Stated exercise: Find every line with the word "page" and give their count, nothing else.

**** Data for this task ****

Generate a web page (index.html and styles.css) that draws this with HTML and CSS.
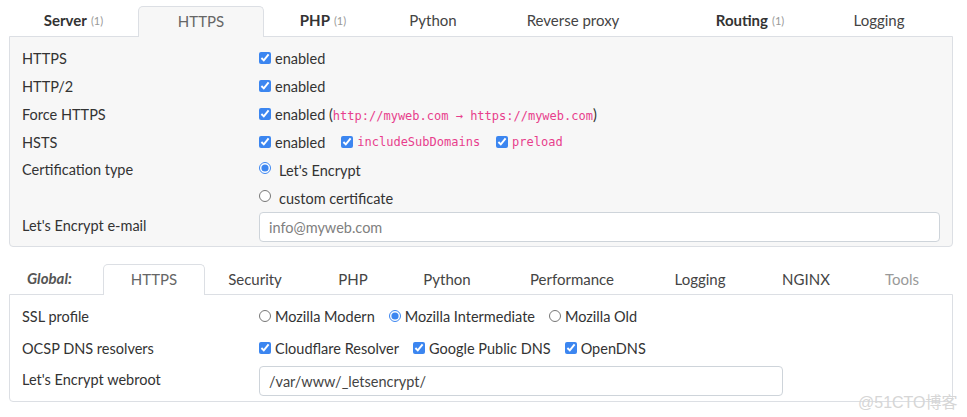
FILE: index.html
```html
<!DOCTYPE html>
<html lang="en">
<head>
<meta charset="utf-8">
<title>HTTPS config</title>
<link rel="stylesheet" href="styles.css">
</head>
<body>
<div class="page">
  <section class="block">
    <nav class="tabs tabs-top">
      <span class="tab t-server"><b>Server</b><small>(1)</small></span>
      <span class="tab t-https active">HTTPS</span>
      <span class="tab t-php"><b>PHP</b><small>(1)</small></span>
      <span class="tab t-python">Python</span>
      <span class="tab t-proxy">Reverse proxy</span>
      <span class="tab t-routing"><b>Routing</b><small>(1)</small></span>
      <span class="tab t-logging">Logging</span>
    </nav>
    <div class="panel panel-grey">
      <div class="row"><div class="label">HTTPS</div><div class="value"><label class="opt"><input type="checkbox" checked><span>enabled</span></label></div></div>
      <div class="row"><div class="label">HTTP/2</div><div class="value"><label class="opt"><input type="checkbox" checked><span>enabled</span></label></div></div>
      <div class="row"><div class="label">Force HTTPS</div><div class="value"><label class="opt"><input type="checkbox" checked><span>enabled (<code>http://myweb.com → https://myweb.com</code>)</span></label></div></div>
      <div class="row"><div class="label">HSTS</div><div class="value gap"><label class="opt"><input type="checkbox" checked><span>enabled</span></label><label class="opt"><input type="checkbox" checked><code>includeSubDomains</code></label><label class="opt"><input type="checkbox" checked><code>preload</code></label></div></div>
      <div class="row row-multi"><div class="label">Certification type</div>
        <div class="value col">
          <label class="opt radio-line"><input type="radio" name="cert" checked><span>Let's Encrypt</span></label>
          <label class="opt radio-line"><input type="radio" name="cert"><span>custom certificate</span></label>
        </div>
      </div>
      <div class="row row-input"><div class="label label-up">Let's Encrypt e-mail</div><div class="value"><input class="text-input full" type="text" placeholder="info@myweb.com"></div></div>
    </div>
  </section>

  <section class="block block-global">
    <nav class="tabs tabs-bottom">
      <span class="tab-label">Global:</span>
      <span class="tab g-https active">HTTPS</span>
      <span class="tab g-security">Security</span>
      <span class="tab g-php">PHP</span>
      <span class="tab g-python">Python</span>
      <span class="tab g-perf">Performance</span>
      <span class="tab g-logging">Logging</span>
      <span class="tab g-nginx">NGINX</span>
      <span class="tab g-tools muted">Tools</span>
    </nav>
    <div class="panel panel-white">
      <div class="row row-tall"><div class="label">SSL profile</div><div class="value gap2"><label class="opt"><input type="radio" name="ssl"><span>Mozilla Modern</span></label><label class="opt"><input type="radio" name="ssl" checked><span>Mozilla Intermediate</span></label><label class="opt"><input type="radio" name="ssl"><span>Mozilla Old</span></label></div></div>
      <div class="row row-tall"><div class="label">OCSP DNS resolvers</div><div class="value gap2"><label class="opt"><input type="checkbox" checked><span>Cloudflare Resolver</span></label><label class="opt"><input type="checkbox" checked><span>Google Public DNS</span></label><label class="opt"><input type="checkbox" checked><span>OpenDNS</span></label></div></div>
      <div class="row row-input2"><div class="label label-up">Let's Encrypt webroot</div><div class="value"><input class="text-input half" type="text" value="/var/www/_letsencrypt/"></div></div>
    </div>
  </section>
  <div class="watermark">@51CTO博客</div>
</div>
</body>
</html>
```

FILE: styles.css
```css
* { box-sizing: border-box; }
html, body { margin: 0; padding: 0; background: #fff; }
body {
  font-family: Lato, "Noto Sans", "Noto Sans CJK SC", sans-serif;
  font-size: 14.5px;
  color: #333;
  width: 967px;
  height: 417px;
  overflow: hidden;
}
.page {
  position: relative;
  padding: 6px 14px 0 9px;
  height: 417px;
}
.tabs {
  display: flex;
  align-items: stretch;
  height: 30px;
}
.tab {
  flex: none;
  display: flex;
  align-items: center;
  justify-content: center;
  white-space: nowrap;
  border: 1px solid transparent;
  border-bottom: none;
  border-radius: 5px 5px 0 0;
  color: #444;
  font-size: 15px;
  padding-bottom: 3px;
  position: relative;
}
.tabs-bottom .tab { padding-bottom: 2px; }
.tab b { font-weight: 700; color: #333; }
.tab small { font-size: 11px; color: #999; margin-left: 4px; }
.tab.active {
  border-color: #dcdfe4;
  color: #666;
  z-index: 1;
  margin-bottom: -1px;
}
.tabs-top .tab.active { background: #f7f7f7; }
.tabs-bottom .tab.active { background: #fff; }
.tab.muted { color: #999; }

.t-server { width: 129px; }
.t-https { width: 126px; }
.t-php { width: 118px; }
.t-python { width: 102px; }
.t-proxy { width: 178px; }
.t-routing { width: 176px; }
.t-logging { width: 82px; }

.g-https { width: 102px; }
.g-security { width: 100px; }
.g-php { width: 96px; }
.g-python { width: 92px; }
.g-perf { width: 158px; }
.g-logging { width: 98px; }
.g-nginx { width: 114px; }
.g-tools { width: 78px; }

.tab-label {
  width: 94px;
  display: flex;
  align-items: center;
  padding: 0 0 2px 18px;
  font-style: italic;
  font-weight: 700;
  color: #555;
  font-size: 15px;
}
.panel {
  border: 1px solid #dcdfe4;
  border-radius: 0 0 4px 4px;
  padding: 7px 12px 4px;
}
.panel-grey { background: #f7f7f7; }
.panel-white { background: #fff; padding: 5px 12px 5px; }
.block-global { margin-top: 17px; }
.row {
  display: flex;
  align-items: center;
  min-height: 28px;
}
.row-tall { min-height: 32px; }
.label {
  width: 237px;
  flex: none;
  color: #333;
}
.label-up { padding-bottom: 3px; }
.value { display: flex; align-items: center; flex: 1; }
.value.gap { gap: 16px; }
.value.gap2 { gap: 14px; }
.value.col { flex-direction: column; align-items: flex-start; }
.row-multi { align-items: flex-start; }
.row-multi .label { line-height: 28px; }
.radio-line { height: 28px; }
.opt {
  display: inline-flex;
  align-items: center;
  gap: 4px;
  color: #333;
  white-space: nowrap;
}
.radio-line { gap: 8px; }
.radio-line input { margin-top: -4px !important; }
input[type=checkbox], input[type=radio] {
  margin: 0;
  width: 12px;
  height: 12px;
  accent-color: #3c86f0;
}
code {
  font-family: "DejaVu Sans Mono", monospace;
  font-size: 12px;
  color: #e83e8c;
}
.text-input {
  height: 30px;
  border: 1px solid #ced4da;
  border-radius: 4px;
  background: #fff;
  padding: 0 9px;
  font-family: Lato, "Noto Sans", sans-serif;
  font-size: 14.5px;
  color: #444;
}
.text-input::placeholder { color: #808080; }
.full { width: 100%; }
.half { width: 524px; }
.row-input2 { margin-top: 2px; }
.watermark {
  position: absolute;
  left: 858px;
  top: 389px;
  font-size: 16px;
  color: #d6d6d6;
  font-family: "Liberation Sans", "Noto Sans CJK SC", sans-serif;
  white-space: nowrap;
}
```
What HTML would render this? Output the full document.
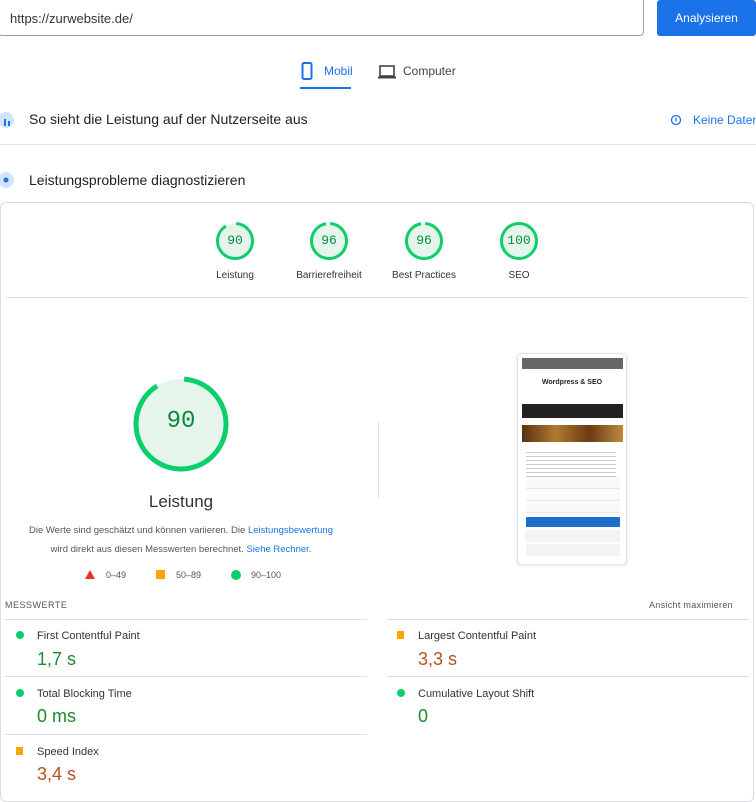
<!DOCTYPE html>
<html><head><meta charset="utf-8"><style>
*{box-sizing:border-box;margin:0;padding:0}
body{width:756px;height:779px;overflow:hidden;background:#fff;font-family:"Liberation Sans",sans-serif;color:#202124;position:relative}
.a{position:absolute;white-space:nowrap}
.mono{font-family:"Liberation Mono",monospace}
.lbl{font-size:11px;color:#333;transform:translateX(-50%)}
.m{font-size:11px;color:#333}
.v{font-size:18px}
.hr{height:1px;background:#e0e0e0}
</style></head><body>
<div class="a" style="left:-2px;top:-4px;width:646px;height:40px;border:1px solid #9aa0a6;border-radius:4px"></div>
<div class="a" style="left:10px;top:11px;font-size:13px;color:#333">https://zurwebsite.de/</div>
<div class="a" style="left:657px;top:0;width:99px;height:36px;background:#1a73e8;border-radius:3px;color:#fff;font-size:12px;line-height:36px;text-align:center">Analysieren</div>

<svg class="a" style="left:301px;top:62px" width="12" height="18"><rect x="1.5" y="1" width="9" height="16" rx="1.5" fill="none" stroke="#1a73e8" stroke-width="2"/></svg>
<div class="a" style="left:324px;top:64px;font-size:12px;color:#1a73e8">Mobil</div>
<div class="a" style="left:300px;top:87px;width:51px;height:2px;background:#1a73e8"></div>
<svg class="a" style="left:378px;top:65px" width="18" height="14"><rect x="2" y="1" width="14" height="10" fill="none" stroke="#444" stroke-width="1.6"/><rect x="0" y="11.5" width="18" height="2" fill="#444"/></svg>
<div class="a" style="left:403px;top:64px;font-size:12px;color:#444">Computer</div>

<svg class="a" style="left:0;top:110px" width="16" height="20"><circle cx="6" cy="10" r="8" fill="#d2e3fc"/><rect x="4" y="9" width="2" height="7" fill="#1a73e8"/><rect x="8" y="11" width="2" height="5" fill="#1a73e8"/></svg>
<div class="a" style="left:29px;top:111px;font-size:14px;color:#202124">So sieht die Leistung auf der Nutzerseite aus</div>
<svg class="a" style="left:670px;top:114px" width="12" height="12"><circle cx="6" cy="6" r="4.5" fill="none" stroke="#1a73e8" stroke-width="1.3"/><rect x="5.4" y="3.5" width="1.3" height="4" fill="#1a73e8"/></svg>
<div class="a" style="left:693px;top:113px;font-size:12px;color:#1a73e8">Keine Daten</div>
<div class="a hr" style="left:0;top:144px;width:756px"></div>

<svg class="a" style="left:0;top:170px" width="16" height="20"><circle cx="6" cy="10" r="8" fill="#d2e3fc"/><circle cx="6" cy="10" r="2.5" fill="#1a73e8"/></svg>
<div class="a" style="left:29px;top:172px;font-size:14px;color:#202124">Leistungsprobleme diagnostizieren</div>

<div class="a" style="left:0;top:202px;width:754px;height:600px;border:1px solid #dadce0;border-radius:6px"></div>

<svg class="a" style="left:0;top:0" width="756" height="600">
<g fill="#e6f5ec" stroke="#0cce6b" stroke-width="3">
<circle cx="235" cy="241" r="17.5" stroke-dasharray="99 111" transform="rotate(-86 235 241)"/>
<circle cx="329" cy="241" r="17.5" stroke-dasharray="105.5 111" transform="rotate(-86 329 241)"/>
<circle cx="424" cy="241" r="17.5" stroke-dasharray="105.5 111" transform="rotate(-86 424 241)"/>
<circle cx="519" cy="241" r="17.5"/>
</g>
<circle cx="181" cy="424" r="45" fill="#e6f5ec" stroke="#0cce6b" stroke-width="5" stroke-dasharray="254 283" transform="rotate(-86 181 424)"/>
</svg>
<div class="a mono" style="left:223px;top:233px;width:24px;text-align:center;font-size:13px;color:#0a8a3c">90</div>
<div class="a mono" style="left:317px;top:233px;width:24px;text-align:center;font-size:13px;color:#0a8a3c">96</div>
<div class="a mono" style="left:412px;top:233px;width:24px;text-align:center;font-size:13px;color:#0a8a3c">96</div>
<div class="a mono" style="left:503px;top:233px;width:32px;text-align:center;font-size:13px;color:#0a8a3c">100</div>
<div class="a lbl" style="left:235px;top:270px;font-size:10px">Leistung</div>
<div class="a lbl" style="left:329px;top:270px;font-size:10px">Barrierefreiheit</div>
<div class="a lbl" style="left:424px;top:270px;font-size:10px">Best Practices</div>
<div class="a lbl" style="left:519px;top:270px;font-size:10px">SEO</div>
<div class="a hr" style="left:6px;top:297px;width:742px"></div>

<div class="a mono" style="left:141px;top:408px;width:80px;text-align:center;font-size:24px;color:#0a8a3c">90</div>
<div class="a" style="left:121px;top:492px;width:120px;text-align:center;font-size:17px;color:#333">Leistung</div>
<div class="a" style="left:0;top:521px;width:362px;text-align:center;font-size:9.5px;color:#555;line-height:19px">Die Werte sind geschätzt und können variieren. Die <span style="color:#1a73e8">Leistungsbewertung</span><br>wird direkt aus diesen Messwerten berechnet. <span style="color:#1a73e8">Siehe Rechner.</span></div>
<svg class="a" style="left:85px;top:570px" width="10" height="9"><polygon points="5,0 10,9 0,9" fill="#e8332a"/></svg>
<div class="a" style="left:106px;top:570px;font-size:9px;color:#555">0–49</div>
<div class="a" style="left:156px;top:570px;width:9px;height:9px;background:#ffa400"></div>
<div class="a" style="left:176px;top:570px;font-size:9px;color:#555">50–89</div>
<div class="a" style="left:231px;top:570px;width:10px;height:10px;border-radius:50%;background:#0cce6b"></div>
<div class="a" style="left:251px;top:570px;font-size:9px;color:#555">90–100</div>
<div class="a" style="left:378px;top:422px;width:1px;height:76px;background:#ddd"></div>

<div class="a" style="left:517px;top:353px;width:110px;height:212px;border:1px solid #e3e3e3;border-radius:4px;box-shadow:0 1px 3px rgba(0,0,0,.1);background:#fff;overflow:hidden">
<div class="a" style="left:4px;top:4px;width:101px;height:11px;background:#666"></div>
<div class="a" style="left:0;top:25px;width:108px;text-align:center;font-size:7px;font-weight:bold;color:#222">Wordpress &amp; SEO</div>
<div class="a" style="left:4px;top:50px;width:101px;height:14px;background:#222"></div>
<div class="a" style="left:4px;top:71px;width:101px;height:17px;background:linear-gradient(90deg,#5a3010,#b07a30,#6b3a14,#c08a40)"></div>
<div class="a" style="left:8px;top:95px;width:90px;height:28px;background:repeating-linear-gradient(#fff 0 3px,#ccc 3px 4px)"></div>
<div class="a" style="left:8px;top:123px;width:94px;height:40px;background:repeating-linear-gradient(#fafafa 0 11px,#e8e8e8 11px 12px)"></div>
<div class="a" style="left:8px;top:163px;width:94px;height:10px;background:#1a6fc8;border-radius:1px"></div>
<div class="a" style="left:8px;top:176px;width:94px;height:12px;background:#f3f3f3"></div>
<div class="a" style="left:8px;top:190px;width:94px;height:12px;background:#f3f3f3"></div>
</div>

<div class="a" style="left:5px;top:600px;font-size:9px;color:#555;letter-spacing:.5px">MESSWERTE</div>
<div class="a" style="left:649px;top:600px;font-size:9px;color:#555;letter-spacing:.3px">Ansicht maximieren</div>
<div class="a hr" style="left:5px;top:619px;width:362px"></div>
<div class="a hr" style="left:387px;top:619px;width:362px"></div>
<div class="a hr" style="left:5px;top:676px;width:362px"></div>
<div class="a hr" style="left:387px;top:676px;width:362px"></div>
<div class="a hr" style="left:5px;top:734px;width:362px"></div>

<div class="a" style="left:16px;top:631px;width:8px;height:8px;border-radius:50%;background:#0cce6b"></div>
<div class="a m" style="left:37px;top:630px">First Contentful Paint</div>
<div class="a v" style="left:37px;top:649px;color:#1e8a2e">1,7 s</div>
<div class="a" style="left:397px;top:631px;width:7px;height:8px;background:#ffa400"></div>
<div class="a m" style="left:418px;top:630px">Largest Contentful Paint</div>
<div class="a v" style="left:418px;top:649px;color:#b5501c">3,3 s</div>
<div class="a" style="left:16px;top:689px;width:8px;height:8px;border-radius:50%;background:#0cce6b"></div>
<div class="a m" style="left:37px;top:688px">Total Blocking Time</div>
<div class="a v" style="left:37px;top:706px;color:#1e8a2e">0 ms</div>
<div class="a" style="left:397px;top:689px;width:8px;height:8px;border-radius:50%;background:#0cce6b"></div>
<div class="a m" style="left:418px;top:688px">Cumulative Layout Shift</div>
<div class="a v" style="left:418px;top:706px;color:#1e8a2e">0</div>
<div class="a" style="left:16px;top:747px;width:7px;height:8px;background:#ffa400"></div>
<div class="a m" style="left:37px;top:746px">Speed Index</div>
<div class="a v" style="left:37px;top:764px;color:#b5501c">3,4 s</div>
</body></html>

****

Result: 3